Testimonianza di Parwez, 15 anni, dall’Afghanistan raccolta dal nostro team a Belgrado in Serbia:
Vengo da Nangarhar, in Afghanistan. Sto viaggiando con mio cugino – siamo solo noi due ora. Ho 15 anni e mio cugino 16. Anche mio padre era con noi, ma lo abbiamo perso lungo la strada, nella foresta al confine tra Iran e Turchia. La polizia ci ha sparato addosso siamo fuggiti e ora non so dove sia finito mio padre. In seguito ci siamo spostati in Bulgaria e in Serbia.
Mio padre mi ha sempre detto: “Devi essere forte, perché il cammino che stiamo per intraprendere è molto duro. La tua vita è in pericolo, devi lasciare l’Afghanistan”.

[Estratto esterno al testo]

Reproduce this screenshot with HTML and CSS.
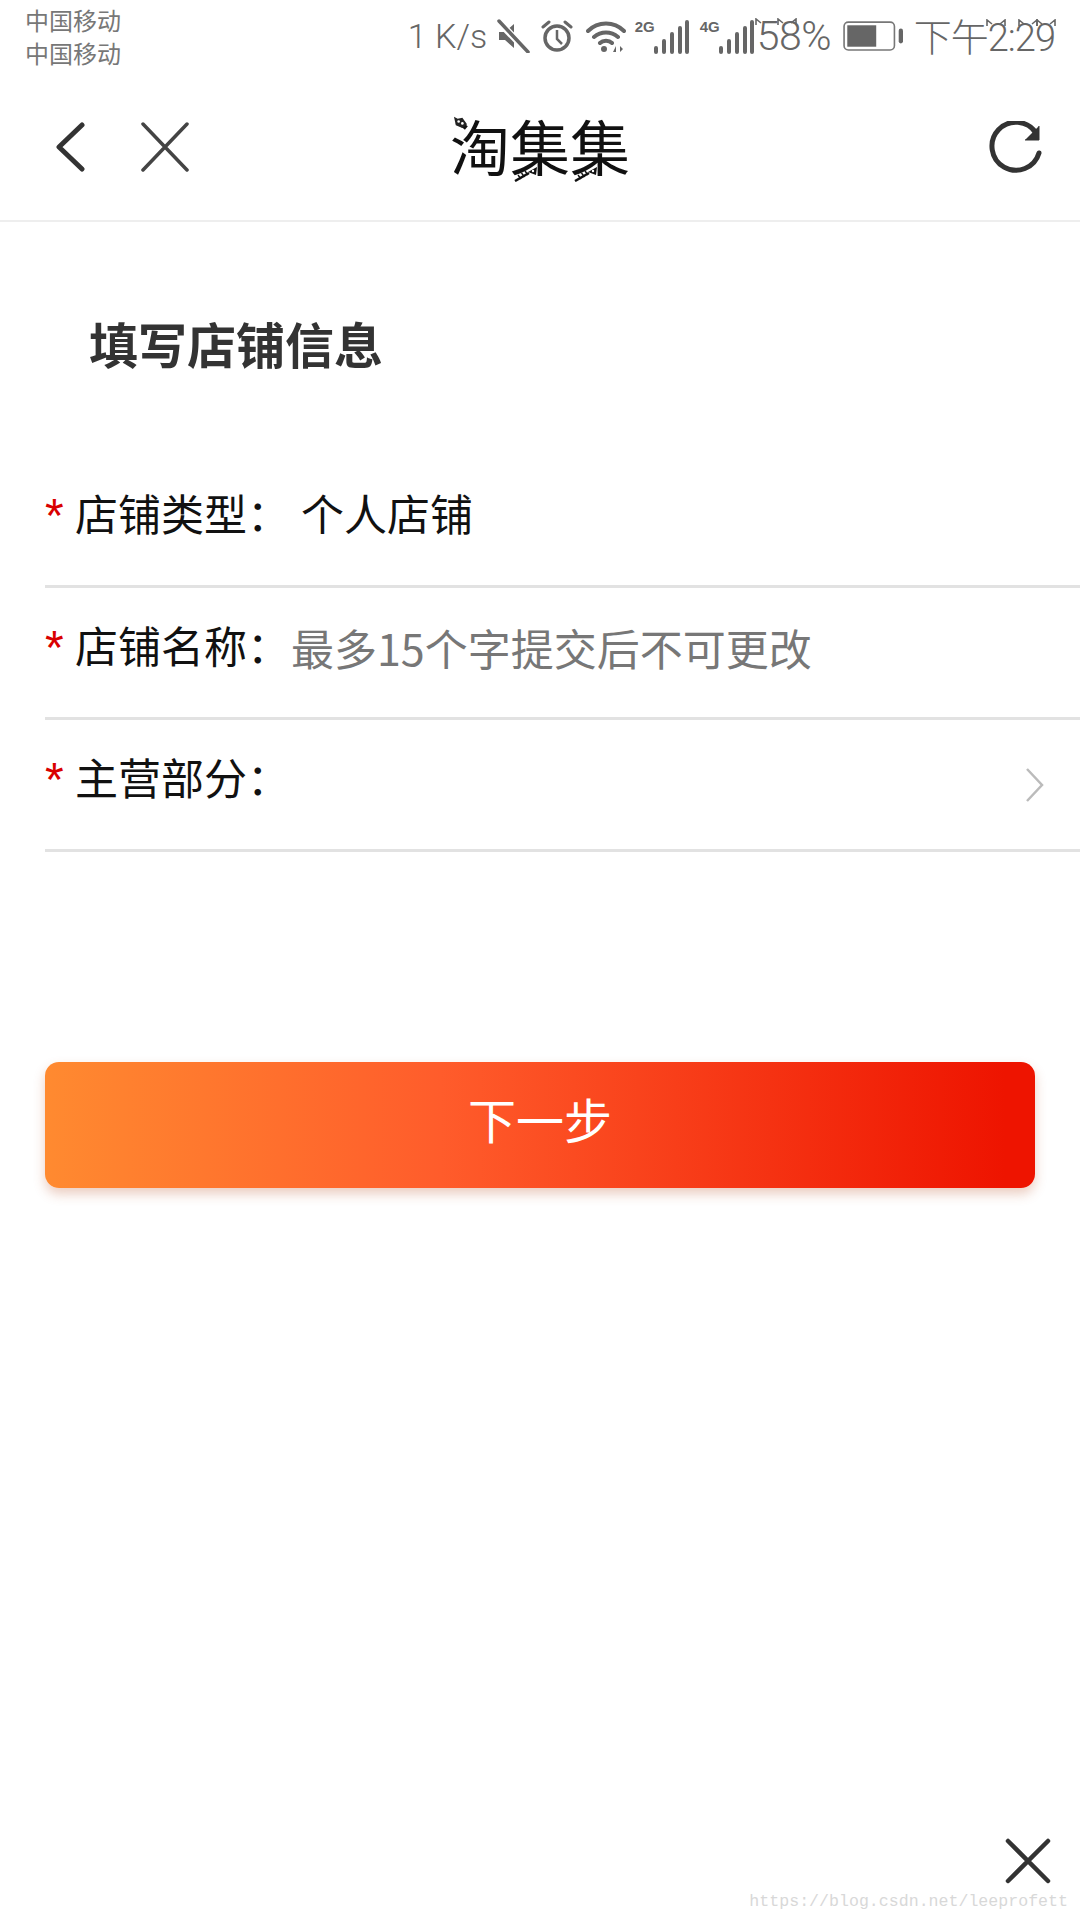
FILE: index.html
```html
<!DOCTYPE html>
<html lang="zh">
<head>
<meta charset="utf-8">
<title>淘集集</title>
<link rel="stylesheet" href="styles.css">
</head>
<body>
<div class="page">
  <div class="statusbar">
    <div class="carriers"><div>中国移动</div><div>中国移动</div></div>
    <div class="status-right">
      <span class="speed">1 K/s</span>
      <svg class="ic-mute" viewBox="0 0 34 34"><path d="M3 13h6l9-8v24l-9-8H3z" fill="#666"/><path d="M2 2l30 31" stroke="#fff" stroke-width="7"/><path d="M3 2l29 31" stroke="#666" stroke-width="3.5" stroke-linecap="round"/></svg>
      <svg class="ic-alarm" viewBox="0 0 32 32"><circle cx="16" cy="18" r="12" fill="none" stroke="#666" stroke-width="3.5"/><path d="M16 10v9l5 5" fill="none" stroke="#666" stroke-width="2.5"/><path d="M2 7l6-5M30 7l-6-5" stroke="#666" stroke-width="3" stroke-linecap="round"/></svg>
      <svg class="ic-wifi" viewBox="0 0 40 34"><path d="M2 12c10-10 26-10 36 0M8 18c7-6 17-6 24 0M14 24c3-3 9-3 12 0" fill="none" stroke="#666" stroke-width="4" stroke-linecap="round"/><circle cx="18" cy="30" r="3" fill="#666"/><path d="M27 33l3-6v6zM34 27v6l3-3z" fill="#666"/></svg>
      <span class="signal"><span class="net">2G</span><svg class="ic-bars" viewBox="0 0 36 34"><path d="M3 28v4M11 21v11M19 14v18M27 8v24M34 2v30" stroke="#666" stroke-width="4" stroke-linecap="round"/></svg></span>
      <span class="signal"><span class="net">4G</span><svg class="ic-bars" viewBox="0 0 36 34"><path d="M3 28v4M11 21v11M19 14v18M27 8v24M34 2v30" stroke="#666" stroke-width="4" stroke-linecap="round"/></svg></span>
      <span class="percent">58%
        <svg class="ears ear-8" viewBox="0 0 20 8"><path d="M1 7V1l5 4M19 7V1l-5 4" fill="none" stroke="#666" stroke-width="1.6"/></svg>
        <svg class="ears ear-5" viewBox="0 0 20 8"><path d="M1 7V1l5 4" fill="none" stroke="#666" stroke-width="1.6"/></svg>
      </span>
      <svg class="ic-battery" viewBox="0 0 56 28"><rect x="1" y="1" width="47" height="26" rx="4" fill="none" stroke="#777" stroke-width="1.5"/><rect x="4" y="4" width="27" height="20" fill="#666"/><rect x="52" y="7" width="4" height="14" rx="2" fill="#666"/></svg>
      <span class="time">下午2:29
        <svg class="ears ear-t1" viewBox="0 0 20 8"><path d="M1 7V1l5 4M19 7V1l-5 4" fill="none" stroke="#666" stroke-width="1.6"/></svg>
        <svg class="ears ear-t2" viewBox="0 0 20 8"><path d="M1 7V1l5 4M19 7V1l-5 4" fill="none" stroke="#666" stroke-width="1.6"/></svg>
        <svg class="ears ear-t3" viewBox="0 0 20 8"><path d="M1 7V1l5 4M19 7V1l-5 4" fill="none" stroke="#666" stroke-width="1.6"/></svg>
      </span>
    </div>
  </div>

  <header class="navbar">
    <div class="nav-left">
      <svg class="ic-back" viewBox="0 0 30 50"><path d="M27 3L4 25l23 22" fill="none" stroke="#333" stroke-width="5" stroke-linecap="round" stroke-linejoin="round"/></svg>
      <svg class="ic-close" viewBox="0 0 48 50"><path d="M2 2l44 46M46 2L2 48" stroke="#444" stroke-width="3.5" stroke-linecap="round"/></svg>
    </div>
    <h1 class="nav-title">淘集集
      <svg class="cat" viewBox="0 0 16 15"><path d="M1 2l4 2 5-1 5 7-5 4-7-3z" fill="#222"/><circle cx="6" cy="7" r="1.4" fill="#fff"/><circle cx="10" cy="9" r="1.4" fill="#fff"/></svg>
      <svg class="fish fish-a" viewBox="0 0 24 16"><path d="M1 15L15 7" stroke="#111" stroke-width="2.5"/><path d="M4 9l3 4M7.500 7l3 4M11 5l3 4" stroke="#111" stroke-width="1.4"/><path d="M14 6l9-5-1 8z" fill="#111"/><circle cx="19" cy="5" r="1.200" fill="#fff"/></svg>
      <svg class="fish fish-b" viewBox="0 0 24 16"><path d="M1 15L15 7" stroke="#111" stroke-width="2.5"/><path d="M4 9l3 4M7.500 7l3 4M11 5l3 4" stroke="#111" stroke-width="1.4"/><path d="M14 6l9-5-1 8z" fill="#111"/><circle cx="19" cy="5" r="1.200" fill="#fff"/></svg>
    </h1>
    <svg class="ic-refresh" viewBox="0 0 54 52"><path d="M47 12A24 24 0 1 0 50 32" fill="none" stroke="#333" stroke-width="5" stroke-linecap="round"/><path d="M50 5v14H36" fill="#333" stroke="#333" stroke-width="1"/></svg>
  </header>

  <main class="content">
    <h2 class="heading">填写店铺信息</h2>
    <div class="form">
      <div class="row">
        <span class="star">*</span>
        <span class="label">店铺类型：</span>
        <span class="value">个人店铺</span>
      </div>
      <div class="row">
        <span class="star">*</span>
        <span class="label">店铺名称：</span>
        <span class="placeholder">最多15个字提交后不可更改</span>
      </div>
      <div class="row">
        <span class="star">*</span>
        <span class="label">主营部分：</span>
        <svg class="ic-chevron" viewBox="0 0 18 34"><path d="M1 1l15 16L1 33" fill="none" stroke="#bbb" stroke-width="2.5"/></svg>
      </div>
    </div>
    <button class="next" type="button">下一步</button>
  </main>

  <footer class="footer">
    <svg class="ic-dismiss" viewBox="0 0 46 46"><path d="M3 3l40 40M43 3L3 43" stroke="#333" stroke-width="4.5" stroke-linecap="round"/></svg>
    <span class="watermark">https://blog.csdn.net/leeprofett</span>
  </footer>
</div>
</body>
</html>
```

FILE: styles.css
```css
* { box-sizing: border-box; }
html, body { margin: 0; padding: 0; background: #fff; }
body { font-family: "Noto Sans CJK SC", "Noto Sans", sans-serif; }

.page { width: 1080px; height: 1920px; display: flex; flex-direction: column; overflow: hidden; position: relative; }

.statusbar { height: 74px; padding: 3px 25px 0; display: flex; justify-content: space-between; align-items: flex-start; color: #666; }
.carriers { font-size: 24px; line-height: 33px; color: #777; }
.status-right { display: flex; align-items: center; height: 66px; font-family: Roboto, "Noto Sans CJK SC", sans-serif; font-weight: 300; color: #666; }
.speed { font-size: 34px; width: 90px; padding-left: 2px; }
.ic-mute { width: 34px; height: 34px; }
.ic-alarm { width: 32px; height: 34px; margin-left: 11px; }
.ic-wifi { width: 40px; height: 34px; margin-left: 13px; }
.signal { display: flex; align-items: flex-start; margin-left: 9px; height: 36px; }
.signal + .signal { margin-left: 11px; }
.net { font-size: 15px; font-weight: 700; line-height: 18px; width: 18px; font-family: "Liberation Sans", sans-serif; }
.ic-bars { width: 36px; height: 34px; margin-top: 2px; }
.percent { position: relative; font-size: 41px; margin-left: 3px; width: 86px; letter-spacing: -.5px; }
.ic-battery { width: 60px; height: 30px; }
.time { position: relative; font-size: 38px; margin-left: 11px; letter-spacing: -1px; white-space: nowrap; margin-top: -3px; }
.ears { position: absolute; width: 20px; height: 8px; top: 6px; }
.ear-5 { left: -2px; }
.ear-8 { left: 20px; }
.ear-t1 { left: 72px; top: 12px; }
.ear-t2 { left: 104px; top: 12px; }
.ear-t3 { left: 122px; top: 12px; }

.navbar { height: 148px; padding: 0 37px; border-bottom: 2px solid #eee; display: grid; grid-template-columns: 1fr auto 1fr; align-items: center; }
.nav-left { display: flex; align-items: center; gap: 56px; margin-left: 18px; }
.ic-back { width: 30px; height: 50px; }
.ic-close { width: 48px; height: 50px; }
.nav-title { position: relative; margin: -5px 0 0; font-size: 60px; font-weight: 400; line-height: 70px; color: #111; }
.cat { position: absolute; width: 15px; height: 14px; left: 3px; top: 5px; }
.fish { position: absolute; width: 24px; height: 16px; bottom: -2px; }
.fish-a { left: 64px; }
.fish-b { left: 124px; }
.ic-refresh { width: 54px; height: 52px; justify-self: end; }

.content { display: flex; flex-direction: column; }
.heading { margin: 0; padding: 88px 0 0 89px; height: 234px; font-size: 49px; font-weight: 700; line-height: 66px; color: #333; }
.form { margin-left: 45px; }
.row { height: 132px; padding-bottom: 17px; border-bottom: 3px solid #e2e2e2; display: flex; align-items: center; position: relative; }
.star { width: 30px; padding-top: 8px; font-size: 48px; color: #d90000; line-height: 50px; font-family: "Liberation Sans", sans-serif; }
.label { width: 216px; font-size: 43px; color: #111; white-space: nowrap; line-height: 60px; }
.value { font-size: 43px; color: #111; line-height: 60px; margin-left: 10px; }
.placeholder { font-size: 43px; color: #777; line-height: 60px; padding-top: 6px; white-space: nowrap; }
.ic-chevron { width: 18px; height: 34px; margin-left: auto; margin-right: 36px; margin-top: 17px; }

.next { margin: 210px 45px 0; padding: 0 0 14px; height: 126px; border: 0; border-radius: 14px; background: linear-gradient(90deg, #ff8a30, #ff5c2b 40%, #ee1400 97%); box-shadow: 0 6px 12px rgba(190, 90, 50, .3); color: #fff; font: 400 48px "Noto Sans CJK SC", sans-serif; }

.footer { margin-top: auto; padding: 0 29px 36px 0; display: flex; justify-content: flex-end; position: relative; }
.ic-dismiss { width: 46px; height: 46px; }
.watermark { position: absolute; right: 12px; bottom: 9px; font: 16.6px "Liberation Mono", monospace; color: #d8d8d8; }
```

Siamo qui a Belgrado da circa due settimane. Dormiamo nella sala di una vecchia stazione ferroviaria. Non è un buon posto, è pieno di fumo. Non c’è acqua potabile. Alle 13:00 vengono da noi i volontari e ci portano da mangiare.
Mio padre lavorava per il governo. Prima di partire, mi ha detto: “Non c’è pace qui, c’è solo guerra, è per questo che dobbiamo andare via”.
In passato mio padre è stato in Francia per il suo lavoro. Quando siamo partiti, speravo che saremmo andati in Francia e che lì non ci sarebbe stata la guerra.
Mi sento di non avere alcuna possibilità. Ho detto alle autorità che vorrei andare in uno dei campi per migranti. Mi hanno detto che posso andare in un campo chiuso, ma io non voglio vivere così. Mi piacerebbe andare in un campo da cui si può uscire.
Il modo in cui veniamo trattati mi fa stare davvero male. Non mi piacciono i politici – è a causa dei politici che siamo bloccati qui.
In Bulgaria la situazione non era affatto buona. La polizia è arrivata e mi hanno picchiato. Qui in Serbia, molte organizzazioni ci stanno aiutando. Ma fa troppo freddo.
La mia famiglia è ancora in Afghanistan. A volte parlo con loro al telefono.
Sono molto triste ora perché mia madre non è qui, non ho la mia famiglia, non è una bella vita. Piango sempre di notte. Nel sonno chiedo di continuo a mio cugino: “Dov’è mia madre, dov’è mio padre, dov’è la mia famiglia?”